An Essayist's Notebook

Ad hoc notes on essayism as method: observations, tensions, and fragments from an essayist’s working notebook.

• inhale confidence, • exhale humility.

A cramped page tells the reader there is no room to think. A brittle page tells the reader to behave. A page too pleased with itself asks to be admired rather than entered. But a well-set essay offers something quieter. It gives the reader enough space to decompress before the walk begins.

And yet even this must be questioned. What is it, exactly, that we are responding to when we respond to a font? Is there some direct relation between form and feeling, between the shape of a serif and the posture of the mind? Or have we learned these responses from books, institutions, classrooms, newspapers, certificates, hymn sheets, official letters, printed programmes, old paperbacks, and the countless designed surfaces through which authority and intimacy have reached us?

Perhaps both are true. Perhaps typography works because it touches the eye before it reaches the argument, but what the eye recognises has already been educated. A font does not merely appear; it arrives with associations. Some of them are personal, some historical, some cultural, some borrowed without our knowing.

We may feel that a page is serious, generous, pompous, cheap, careful, literary, bureaucratic, modern, old-fashioned, trustworthy, or false before we can say why. But that “before” is not necessarily prior to learning. It may be learning become instinct.

This is part of the tension for the essayist. Typography prepares the field, but the field is not neutral. It has been cultivated. The reader brings a history of reading to it. The essayist does too. So the choice of font cannot be defended only as taste. Nor can it be reduced to technical function. It belongs somewhere more interesting: between memory and attention, between convention and invitation, between the learned sign and the lived response.

The page asks the reader to enter, but it does so using materials that have already meant something elsewhere. That is why rediscovering a font can feel like rediscovering a stance. Not because the typeface contains the stance by itself, but because it helps recover a relation to reading. It asks: what kind of seriousness did I once trust? What kind of welcome did I once recognise? What form of attention did certain pages make possible before I knew how to name it?

Here are his conclusions...

• You are interested in relations unfolding through time, not isolated things.

• You tend to ask “What has become visible here?” rather than “What is it?”

• You are engaged in a continuing re-evaluation, where later experiences can change the significance of earlier ones.

• In essays, you typically begin with a tension and seek to recast or reperceive it.

• The goal is not resolution, explanation, or closure, but disclosure: allowing something previously unseen to become visible.

• You generally prefer dialectical exploration to scholastic categorisation or conclusion-seeking.

I do not write to resolve tensions. I write to recast them until something previously invisible becomes visible.
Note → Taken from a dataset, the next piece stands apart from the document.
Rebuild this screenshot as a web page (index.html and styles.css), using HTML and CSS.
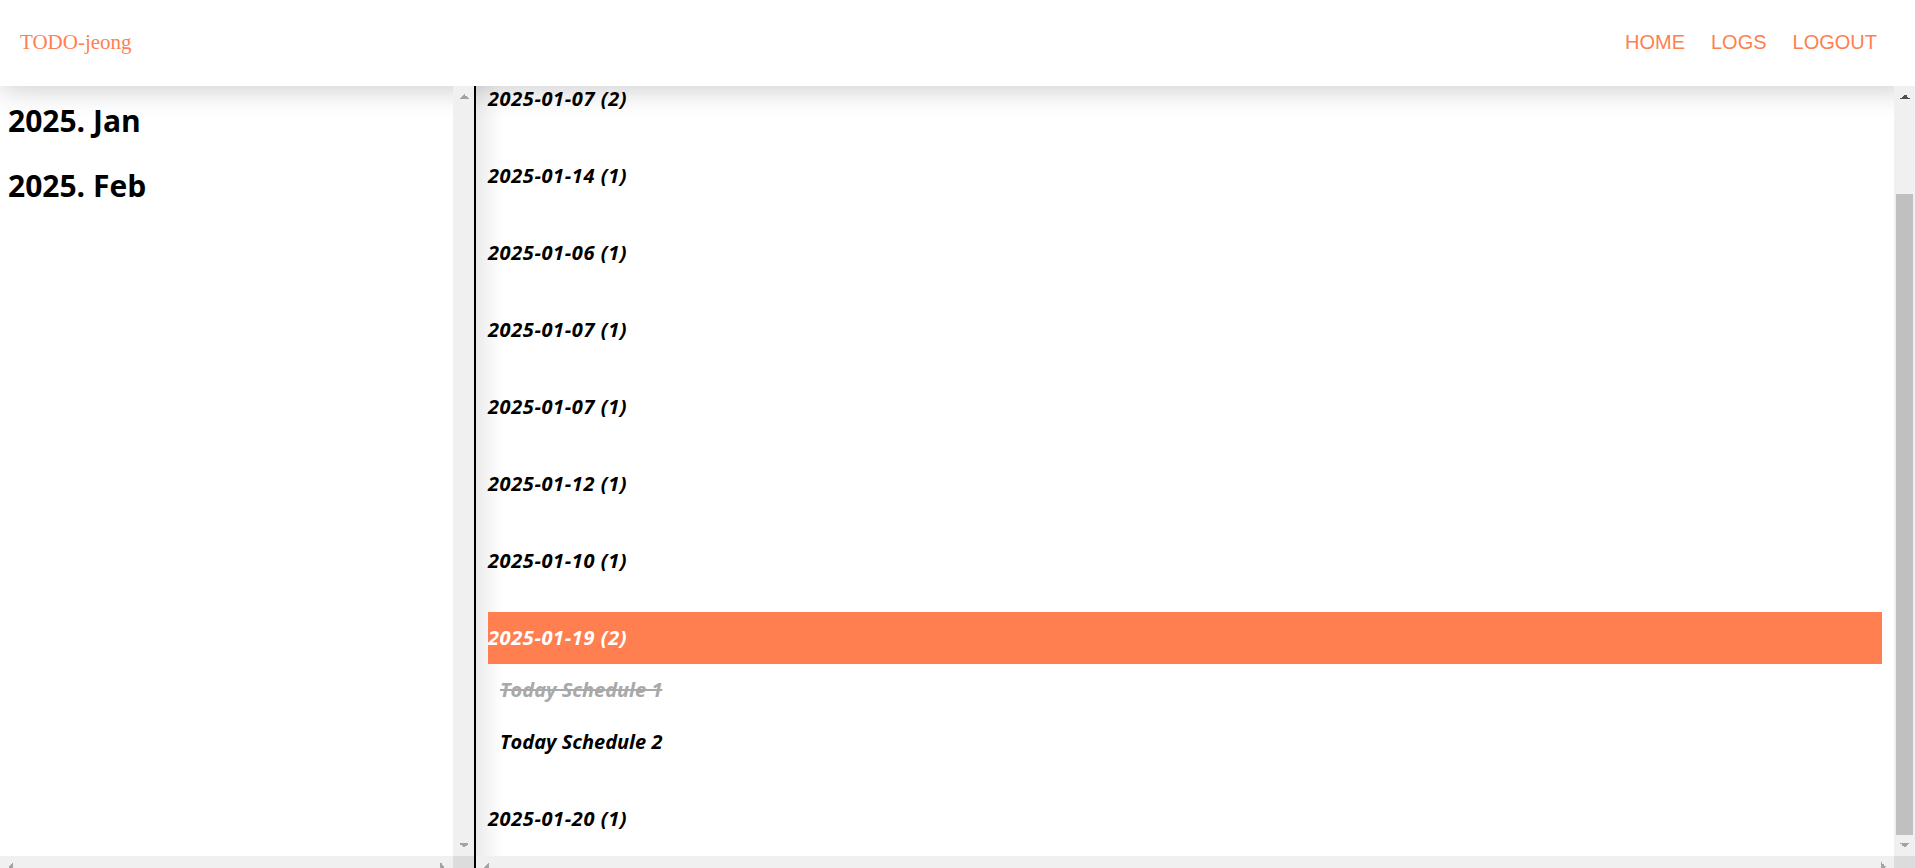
FILE: index.html
```html
<!DOCTYPE html>
<html lang="en">
<head>
<meta charset="utf-8">
<title>TODO-jeong</title>
<link rel="stylesheet" href="styles.css">
</head>
<body>
<header class="topbar">
  <a class="logo" href="#">TODO-jeong</a>
  <nav class="nav">
    <a href="#">HOME</a>
    <a href="#">LOGS</a>
    <a href="#">LOGOUT</a>
  </nav>
</header>
<main class="main">
  <aside class="pane pane-left">
    <div class="view months">
      <h2 class="month">2025. Jan</h2>
      <h2 class="month">2025. Feb</h2>
    </div>
    <div class="vbar">
      <span class="sb-btn up"></span>
      <span class="sb-track"></span>
      <span class="sb-btn down"></span>
    </div>
    <div class="hbar">
      <span class="sb-btn left"></span>
      <span class="sb-track"></span>
      <span class="sb-btn right"></span>
    </div>
    <div class="sb-corner"></div>
  </aside>
  <section class="pane pane-right">
    <div class="view days" id="days">
      <div class="day"><div class="day-head">2025-01-07 (2)</div></div>
      <div class="day"><div class="day-head">2025-01-14 (1)</div></div>
      <div class="day"><div class="day-head">2025-01-06 (1)</div></div>
      <div class="day"><div class="day-head">2025-01-07 (1)</div></div>
      <div class="day"><div class="day-head">2025-01-07 (1)</div></div>
      <div class="day"><div class="day-head">2025-01-12 (1)</div></div>
      <div class="day"><div class="day-head">2025-01-10 (1)</div></div>
      <div class="day open">
        <div class="day-head">2025-01-19 (2)</div>
        <ul class="todos">
          <li class="todo done">Today Schedule 1</li>
          <li class="todo">Today Schedule 2</li>
        </ul>
      </div>
      <div class="day"><div class="day-head">2025-01-20 (1)</div></div>
    </div>
    <div class="vbar">
      <span class="sb-btn up active"></span>
      <span class="sb-track thumbed"><span class="sb-thumb"></span></span>
      <span class="sb-btn down"></span>
    </div>
    <div class="hbar">
      <span class="sb-btn left"></span>
      <span class="sb-track"></span>
      <span class="sb-btn right"></span>
    </div>
    <div class="sb-corner"></div>
  </section>
</main>
<script src="script.js"></script>
</body>
</html>
```
FILE: styles.css
```css
html, body {
  margin: 0;
  padding: 0;
  height: 100%;
  overflow: hidden;
  background: #fff;
}

.topbar {
  height: 86px;
  display: flex;
  align-items: center;
  justify-content: space-between;
  padding: 0 38px 0 20px;
  box-sizing: border-box;
  background: #fff;
  box-shadow: 0 2px 30px rgba(0, 0, 0, 0.22);
}

.logo {
  font-family: "Liberation Serif", "Times New Roman", serif;
  font-size: 21px;
  color: #ff7f50;
  text-decoration: none;
  margin-bottom: 2px;
}

.nav {
  display: flex;
  gap: 26px;
  margin-bottom: 2px;
}

.nav a {
  font-family: "Liberation Sans", Arial, sans-serif;
  font-size: 20px;
  color: #ff7f50;
  text-decoration: none;
}

.main {
  display: flex;
  height: 791px;
}

.pane {
  display: grid;
  grid-template-columns: minmax(0, 1fr) 21px;
  grid-template-rows: minmax(0, 1fr) 21px;
  height: 791px;
  box-sizing: border-box;
}

.pane-left {
  width: 476px;
  flex: none;
  border-right: 2px solid #000;
}

.pane-right {
  flex: 1;
  min-width: 0;
}

.view {
  overflow: hidden;
  min-height: 0;
}

.months {
  padding: 15px 8px 0;
  display: flex;
  flex-direction: column;
  gap: 25px;
}

.month {
  margin: 0;
  font-family: "Open Sans", "Noto Sans", sans-serif;
  font-weight: 700;
  font-size: 30px;
  line-height: 40px;
  color: #000;
}

.days {
  padding: 0 12px;
  background: linear-gradient(to right, rgba(0, 0, 0, 0.08), rgba(0, 0, 0, 0) 26px);
}

.day {
  padding: 12px 0 13px;
}

.day-head,
.todo {
  height: 52px;
  line-height: 52px;
  font-family: "Open Sans", "Noto Sans", sans-serif;
  font-style: italic;
  font-weight: 700;
  font-size: 20px;
  color: #000;
  white-space: nowrap;
}

.day-head {
  letter-spacing: 0.6px;
}

.open .day-head {
  background: #ff7f50;
  color: #fff;
}

.todos {
  list-style: none;
  margin: 0;
  padding: 0 12px;
}

.todo.done {
  color: #a9a9a9;
  text-decoration: line-through;
}

/* drawn scrollbars */
.vbar {
  display: flex;
  flex-direction: column;
  background: #f0f0f0;
  min-height: 0;
}

.hbar {
  display: flex;
  background: #f0f0f0;
  min-width: 0;
}

.sb-corner {
  background: #dcdcdc;
}

.sb-track {
  flex: 1;
}

.sb-track.thumbed {
  display: flex;
  padding: 87px 2px 0;
}

.sb-thumb {
  flex: 1;
  background: #c0c0c0;
}

.sb-btn {
  flex: none;
  width: 21px;
  height: 21px;
  background-repeat: no-repeat;
  background-size: 5px 5px, 5px 5px;
}

.sb-btn.up {
  background-image:
    linear-gradient(to bottom right, transparent 50%, #a3a3a3 50%),
    linear-gradient(to bottom left, transparent 50%, #a3a3a3 50%);
  background-position: 6px 8px, 11px 8px;
}

.sb-btn.up.active {
  background-image:
    linear-gradient(to bottom right, transparent 50%, #505050 50%),
    linear-gradient(to bottom left, transparent 50%, #505050 50%);
}

.sb-btn.down {
  background-image:
    linear-gradient(to top right, transparent 50%, #a3a3a3 50%),
    linear-gradient(to top left, transparent 50%, #a3a3a3 50%);
  background-position: 6px 8px, 11px 8px;
}

.sb-btn.left {
  background-image:
    linear-gradient(to bottom right, transparent 50%, #a3a3a3 50%),
    linear-gradient(to top right, transparent 50%, #a3a3a3 50%);
  background-position: 8px 6px, 8px 11px;
}

.sb-btn.right {
  background-image:
    linear-gradient(to bottom left, transparent 50%, #a3a3a3 50%),
    linear-gradient(to top left, transparent 50%, #a3a3a3 50%);
  background-position: 8px 6px, 8px 11px;
}
```
FILE: script.js
```js
var days = document.getElementById('days');
days.scrollTop = Math.max(0, days.scrollHeight - days.clientHeight - 2);
```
A melody doesn't argue. It changes how the next note is heard.

I have placed “Revision As Epistemology” in The Marshall Review, where it belongs as a short essay. But it also belongs near the beginning of this notebook because it names something central to the practice.

Revision of one's own writing is not simply correction after thought. It is one of the ways thought discovers what it is trying to say. That matters here.

This notebook is not a side-channel for leftovers, nor a blog in the usual sense. It is a place for method in motion: fragments, observations, trials, tensions, and small acts of recasting before they become something more settled.

If the finished essay gives the voice, the notebook gives some trace of the movement by which the voice finds its footing.